Why Hyperparameter Tuning is a Balance

Hyperparameter tuning is not about finding the most complex model. It is about finding the model configuration that performs best on unseen data while remaining stable, interpretable, efficient, and aligned with the business decision.

A well-tuned model can improve performance significantly. But careless tuning can cause overfitting, leakage, wasted computation, and misleading results.

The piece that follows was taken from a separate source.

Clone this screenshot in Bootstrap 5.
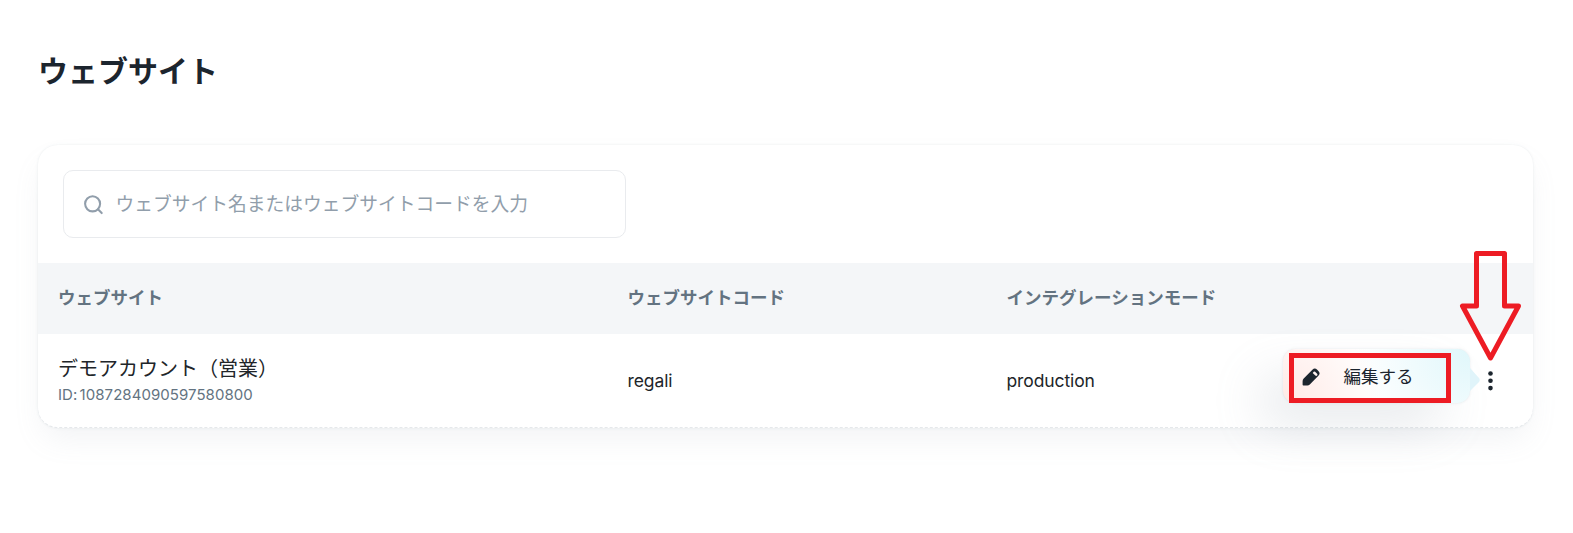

Practical Insight: Good tuning improves generalization. Bad tuning only improves validation scores while making the model less trustworthy in the real world.

Key Takeaways

  • Hyperparameters are model settings chosen before training.
  • Hyperparameter tuning finds settings that improve validation performance.
  • Grid Search tests all combinations in a predefined grid.
  • Random Search tests randomly sampled combinations and is useful for broad exploration.
  • Bayesian Optimization uses previous results to choose promising future trials.
  • Tuning should use validation data or cross-validation, not training data alone.
  • The tuning metric should match the business objective.
  • Preprocessing must be kept inside the cross-validation pipeline to avoid leakage.
  • Repeated tuning on the test set creates biased performance estimates.
  • The final test set should be used only once after model selection is complete.